Slashdot Mirror


Apple Releases 'Highly Critical' Patch

Toothpick writes "Apple Insider reports that a new security update is available for download from Apple. This addresses issues identified in sudo, Safari, and OpenSSL among others. The gory details are, predictably, available on the Apple Info site." Commentary from ZDNet is also available.

4 of 96 comments (clear)

  1. Re:One problem by vertinox · · Score: 2, Interesting

    nstalled yesterday. No problems so far

    I installed updates on a 10.3.9 and a 10.4 machine and it appeared fine til I noticed I can't share files anymore between the two machines. Might be a configuration change though.

    --
    "I am the king of the Romans, and am superior to rules of grammar!"
    -Sigismund, Holy Roman Emperor (1368-1437)
  2. Re:Apple? by TheRaven64 · · Score: 4, Interesting
    The GNU/ does refer to the GNU userland. The BSDs have their own userland, although they tend to use the the GNU Compiler Collection. The rest of the toolchain (make, loader, etc) are all non-GNU, as is the shell and the standard collection of POSIX utilities. It is common for BSDs to include GCC, GDB and GROFF, but very little other GNU software. In contrast a common Linux distro uses the GNU versions of ps, top, etc, a GNU shell (bash) and a whole raft of other GNU utils - if you removed them, then you would have an unusable system, which is why RMS requests people say GNU/Linux.

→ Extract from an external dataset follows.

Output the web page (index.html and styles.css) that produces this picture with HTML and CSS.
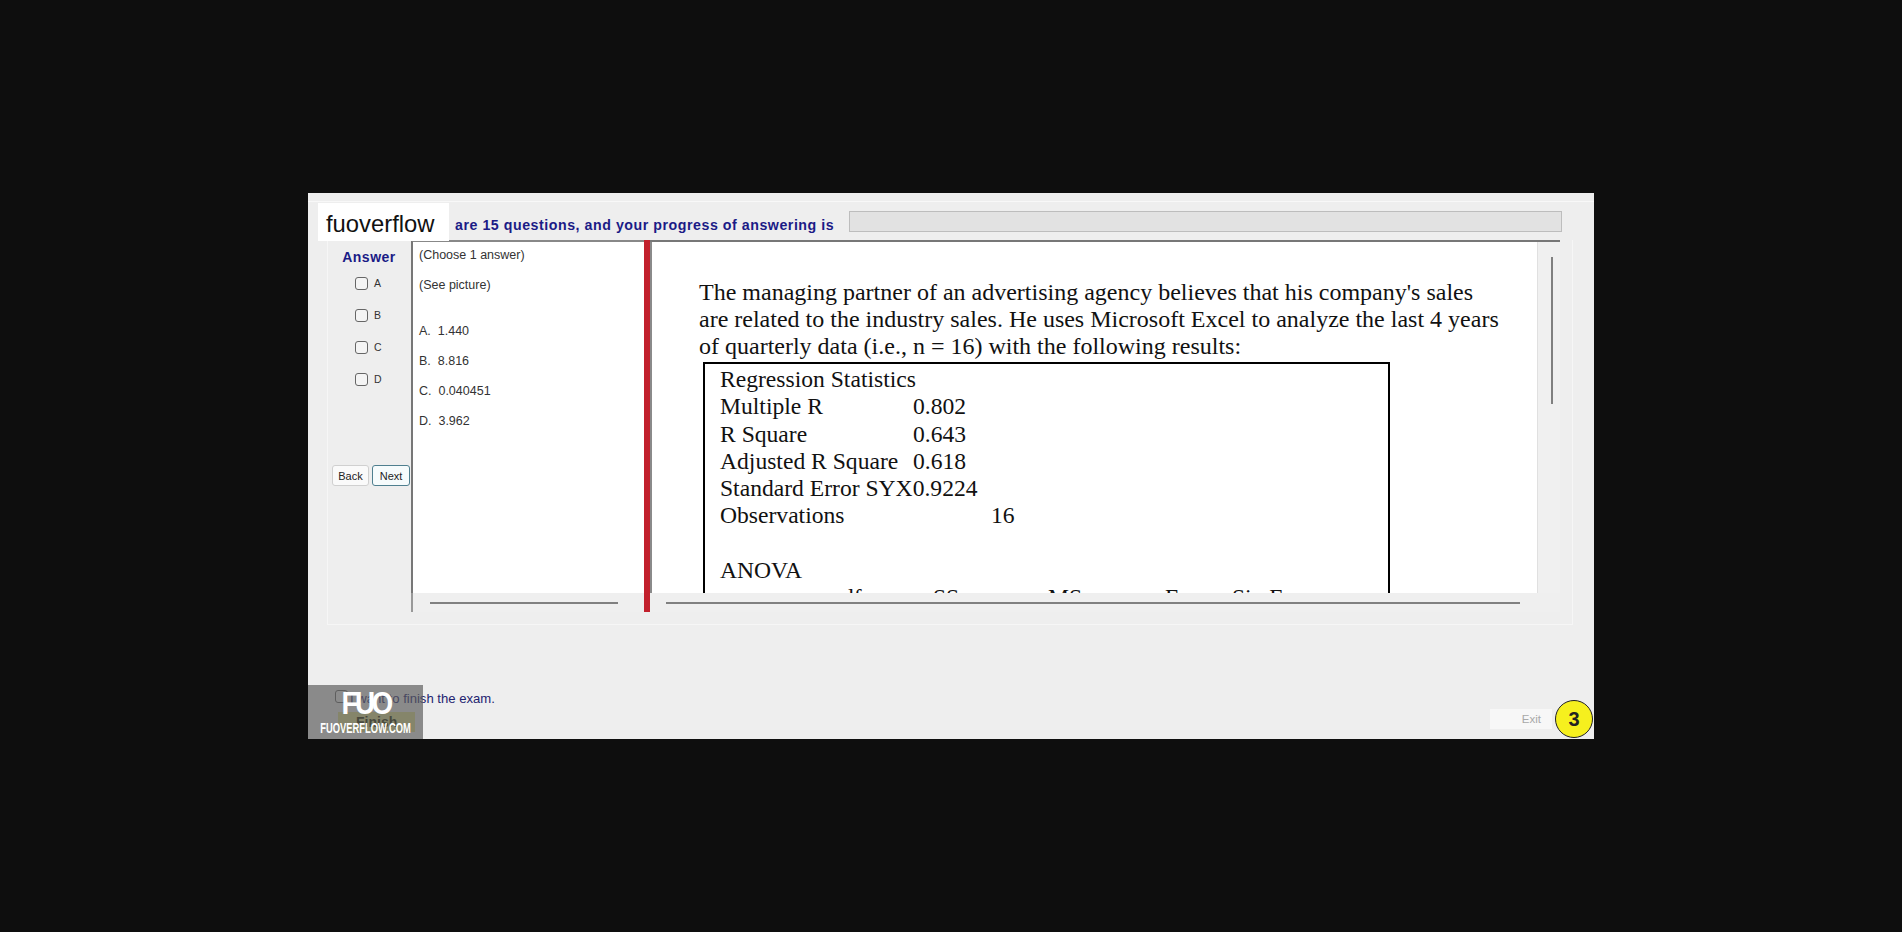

    By the way, both sudo and OpenSSL are OpenBSD spin-offs and nothing at all to do with the GNU project.

    --
    I am TheRaven on Soylent News
  3. These are serious.. but kudos for fixing them. by dreamer-of-rules · · Score: 5, Interesting

    My brother recently switched to Apple.. We were IM'ing about this update and he said..

    "one thing i looove about this thing is that i'm never afraid to update like in windows. i'm not scared that it will be worse off"

    Trust is important. How many people haven't updated Windows to SP2 still??

    --
    Everyone is entitled to his own opinions, but not his own facts.
  4. my take by mkoz · · Score: 2, Interesting

    While comparing these things is difficult at best, try (for example) Secunia's relevant product pages:

    Advisories (2003-2005) OSX 57 & XP Pro 102

    As for vendor patches Apple is at 100%... not bad.

    (XP Professional) http://secunia.com/product/22/
    and...
    (Mac OS X) http://secunia.com/product/96/

    Is any system perfect... no (even OpenBSD admits to 1 hole in 8 years), but Apple does make it as painless as possible.